- _Request_
Copy each line exactly. Drop every picture.

(begin)

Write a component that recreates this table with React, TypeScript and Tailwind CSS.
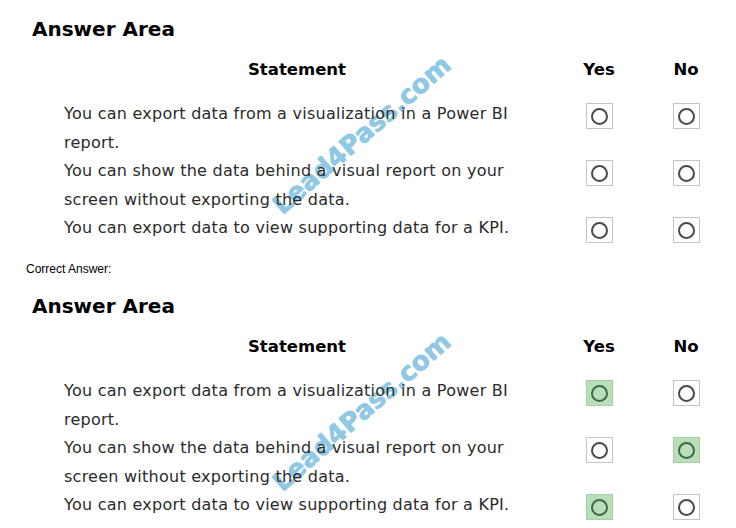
import React from "react";

type Row = { lines: string[]; answer: "yes" | "no" };

const rows: Row[] = [
  {
    lines: ["You can export data from a visualization in a Power BI", "report."],
    answer: "yes",
  },
  {
    lines: [
      "You can show the data behind a visual report on your",
      "screen without exporting the data.",
    ],
    answer: "no",
  },
  {
    lines: ["You can export data to view supporting data for a KPI."],
    answer: "yes",
  },
];

function Radio({ checked }: { checked: boolean }) {
  return (
    <div
      className={`w-[27px] h-[26px] flex items-center justify-center border ${
        checked
          ? "bg-[#b9deb9] border-[#a6cfa6]"
          : "bg-white border-[#c4c4c4]"
      }`}
    >
      <div
        className={`w-[17px] h-[17px] rounded-full border-[2.5px] ${
          checked ? "border-[#3d6b45]" : "border-[#4a4a4a]"
        }`}
      />
    </div>
  );
}

function AnswerArea({ showAnswers }: { showAnswers: boolean }) {
  return (
    <div className="relative">
      {/* watermark, sits under the statements */}
      <div className="absolute z-0 left-[362px] top-[118px] -translate-x-1/2 -translate-y-1/2 -rotate-[41deg] pointer-events-none text-[26px] font-bold text-[#84c4e4] opacity-90 [text-shadow:0_0_1px_#4a9ccc,1px_1px_0_#ffffff] whitespace-nowrap">
        Lead4Pass.com
      </div>

      <h2 className="relative z-10 pl-[32px] text-[20px] leading-[24px] font-bold text-black">
        Answer Area
      </h2>

      <div className="relative z-10 grid grid-cols-[466px_138px_36px] pl-[64px] mt-[19px] text-[16.5px] leading-[20px] font-bold text-black">
        <div className="text-center">Statement</div>
        <div className="text-center">Yes</div>
        <div className="text-center">No</div>
      </div>

      <div className="relative z-10 mt-[20px]">
        {rows.map((row, i) => (
          <div
            key={i}
            className="grid grid-cols-[466px_138px_36px] pl-[64px] text-[16px] tracking-[0.25px] leading-[28.5px] text-[#2b2b2b]"
          >
            <div className="whitespace-nowrap">
              {row.lines.map((line, j) => (
                <div key={j}>{line}</div>
              ))}
            </div>
            <div className="flex justify-center pt-[3px]">
              <Radio checked={showAnswers && row.answer === "yes"} />
            </div>
            <div className="flex justify-center pt-[3px]">
              <Radio checked={showAnswers && row.answer === "no"} />
            </div>
          </div>
        ))}
      </div>
    </div>
  );
}

export default function App() {
  return (
    <div className="w-[736px] h-[528px] bg-white overflow-hidden pt-[17px] font-['DejaVu_Sans',sans-serif]">
      <AnswerArea showAnswers={false} />
      <div className="pl-[26px] mt-[18px] text-[12px] leading-[16px] text-black font-['Liberation_Sans',Arial,sans-serif]">
        Correct Answer:
      </div>
      <div className="mt-[17px]">
        <AnswerArea showAnswers={true} />
      </div>
    </div>
  );
}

(end)

- _Problem solution_
Write a component that recreates this table with React, TypeScript and Tailwind CSS.
import React from "react";

type Row = { lines: string[]; answer: "yes" | "no" };

const rows: Row[] = [
  {
    lines: ["You can export data from a visualization in a Power BI", "report."],
    answer: "yes",
  },
  {
    lines: [
      "You can show the data behind a visual report on your",
      "screen without exporting the data.",
    ],
    answer: "no",
  },
  {
    lines: ["You can export data to view supporting data for a KPI."],
    answer: "yes",
  },
];

function Radio({ checked }: { checked: boolean }) {
  return (
    <div
      className={`w-[27px] h-[26px] flex items-center justify-center border ${
        checked
          ? "bg-[#b9deb9] border-[#a6cfa6]"
          : "bg-white border-[#c4c4c4]"
      }`}
    >
      <div
        className={`w-[17px] h-[17px] rounded-full border-[2.5px] ${
          checked ? "border-[#3d6b45]" : "border-[#4a4a4a]"
        }`}
      />
    </div>
  );
}

function AnswerArea({ showAnswers }: { showAnswers: boolean }) {
  return (
    <div className="relative">
      {/* watermark, sits under the statements */}
      <div className="absolute z-0 left-[362px] top-[118px] -translate-x-1/2 -translate-y-1/2 -rotate-[41deg] pointer-events-none text-[26px] font-bold text-[#84c4e4] opacity-90 [text-shadow:0_0_1px_#4a9ccc,1px_1px_0_#ffffff] whitespace-nowrap">
        Lead4Pass.com
      </div>

      <h2 className="relative z-10 pl-[32px] text-[20px] leading-[24px] font-bold text-black">
        Answer Area
      </h2>

      <div className="relative z-10 grid grid-cols-[466px_138px_36px] pl-[64px] mt-[19px] text-[16.5px] leading-[20px] font-bold text-black">
        <div className="text-center">Statement</div>
        <div className="text-center">Yes</div>
        <div className="text-center">No</div>
      </div>

      <div className="relative z-10 mt-[20px]">
        {rows.map((row, i) => (
          <div
            key={i}
            className="grid grid-cols-[466px_138px_36px] pl-[64px] text-[16px] tracking-[0.25px] leading-[28.5px] text-[#2b2b2b]"
          >
            <div className="whitespace-nowrap">
              {row.lines.map((line, j) => (
                <div key={j}>{line}</div>
              ))}
            </div>
            <div className="flex justify-center pt-[3px]">
              <Radio checked={showAnswers && row.answer === "yes"} />
            </div>
            <div className="flex justify-center pt-[3px]">
              <Radio checked={showAnswers && row.answer === "no"} />
            </div>
          </div>
        ))}
      </div>
    </div>
  );
}

export default function App() {
  return (
    <div className="w-[736px] h-[528px] bg-white overflow-hidden pt-[17px] font-['DejaVu_Sans',sans-serif]">
      <AnswerArea showAnswers={false} />
      <div className="pl-[26px] mt-[18px] text-[12px] leading-[16px] text-black font-['Liberation_Sans',Arial,sans-serif]">
        Correct Answer:
      </div>
      <div className="mt-[17px]">
        <AnswerArea showAnswers={true} />
      </div>
    </div>
  );
}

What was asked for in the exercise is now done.